> TASK GOAL
Check every line for the word "this" and give the number of lines where it occurs, nothing else.

> RECORDS SUPPLIED
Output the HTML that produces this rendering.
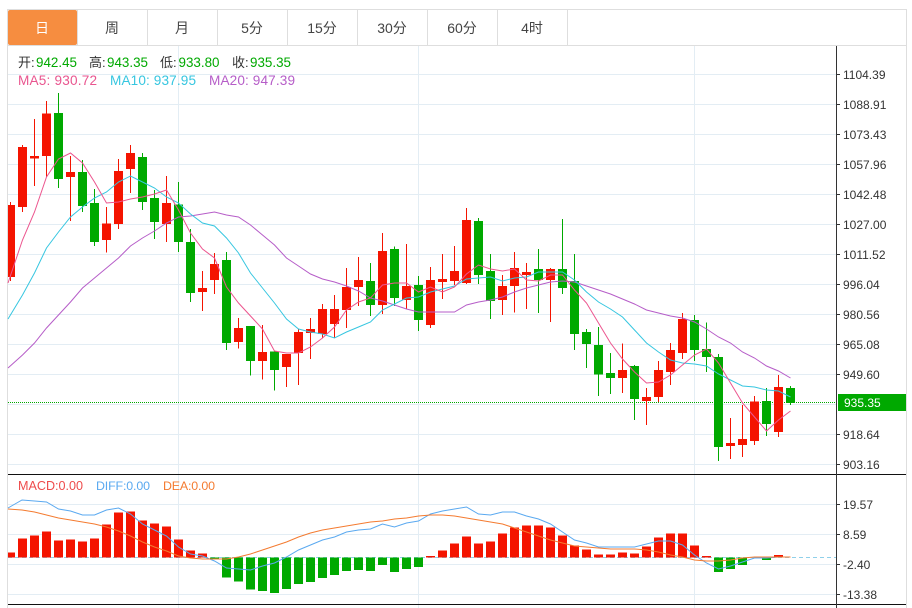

...

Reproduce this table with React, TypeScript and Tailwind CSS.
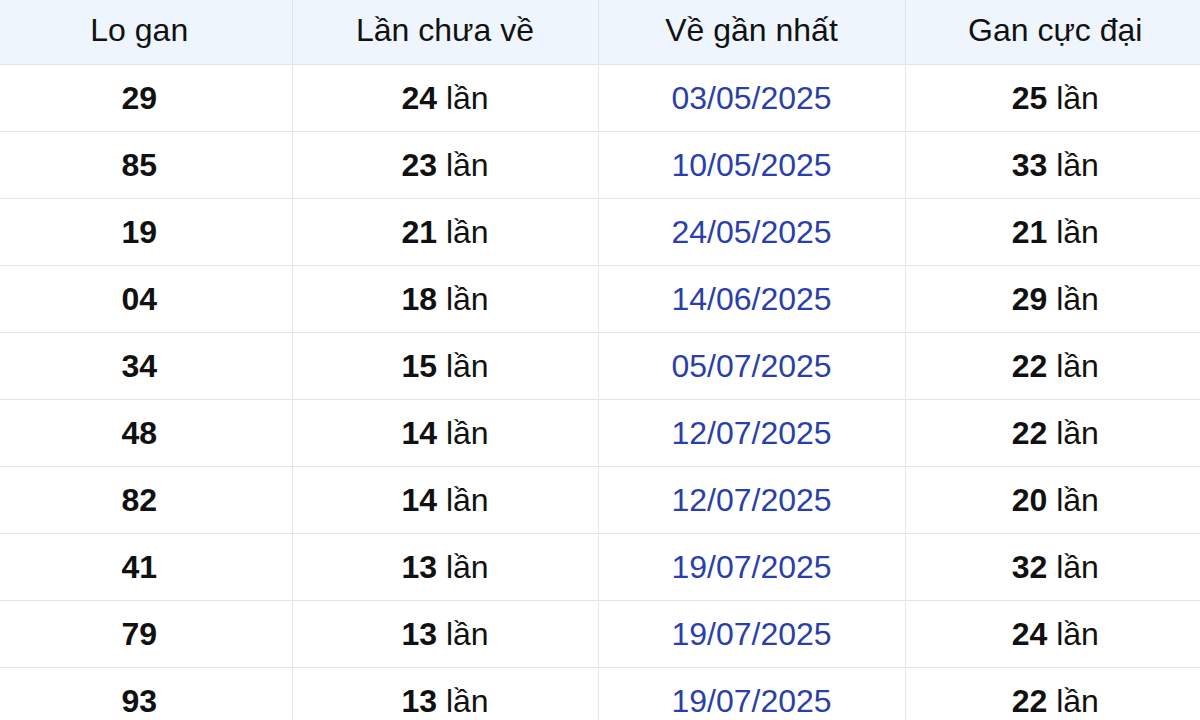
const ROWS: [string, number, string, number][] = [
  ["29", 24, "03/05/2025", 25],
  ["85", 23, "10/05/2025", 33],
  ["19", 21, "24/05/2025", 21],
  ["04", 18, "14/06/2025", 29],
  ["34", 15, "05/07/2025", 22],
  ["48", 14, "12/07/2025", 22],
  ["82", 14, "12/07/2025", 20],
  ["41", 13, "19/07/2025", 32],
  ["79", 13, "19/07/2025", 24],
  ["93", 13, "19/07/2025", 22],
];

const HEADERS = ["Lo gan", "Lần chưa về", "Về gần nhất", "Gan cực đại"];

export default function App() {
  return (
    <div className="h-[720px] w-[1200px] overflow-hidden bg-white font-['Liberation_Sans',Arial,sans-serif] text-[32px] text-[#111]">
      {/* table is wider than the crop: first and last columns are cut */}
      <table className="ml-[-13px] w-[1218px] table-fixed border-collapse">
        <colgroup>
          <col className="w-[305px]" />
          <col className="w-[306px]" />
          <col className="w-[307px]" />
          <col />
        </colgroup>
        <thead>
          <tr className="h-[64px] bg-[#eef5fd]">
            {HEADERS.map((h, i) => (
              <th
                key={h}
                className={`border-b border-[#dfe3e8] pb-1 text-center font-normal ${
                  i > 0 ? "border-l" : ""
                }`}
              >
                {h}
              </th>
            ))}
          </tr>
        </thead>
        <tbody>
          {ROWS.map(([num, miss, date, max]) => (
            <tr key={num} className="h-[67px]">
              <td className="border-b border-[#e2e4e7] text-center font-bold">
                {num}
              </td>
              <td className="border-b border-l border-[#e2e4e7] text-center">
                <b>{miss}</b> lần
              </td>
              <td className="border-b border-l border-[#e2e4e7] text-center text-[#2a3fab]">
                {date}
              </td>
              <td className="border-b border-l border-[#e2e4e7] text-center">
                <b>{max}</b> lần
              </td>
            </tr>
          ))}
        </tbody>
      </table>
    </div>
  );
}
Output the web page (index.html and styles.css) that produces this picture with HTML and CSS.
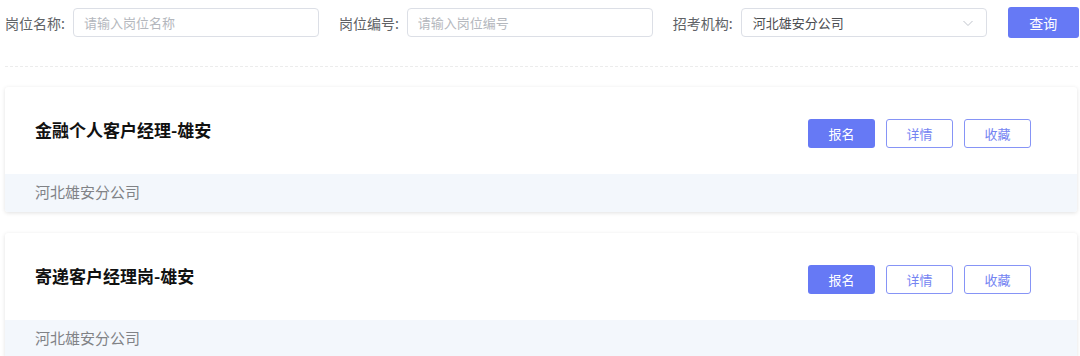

> WRITTEN RESPONSE
3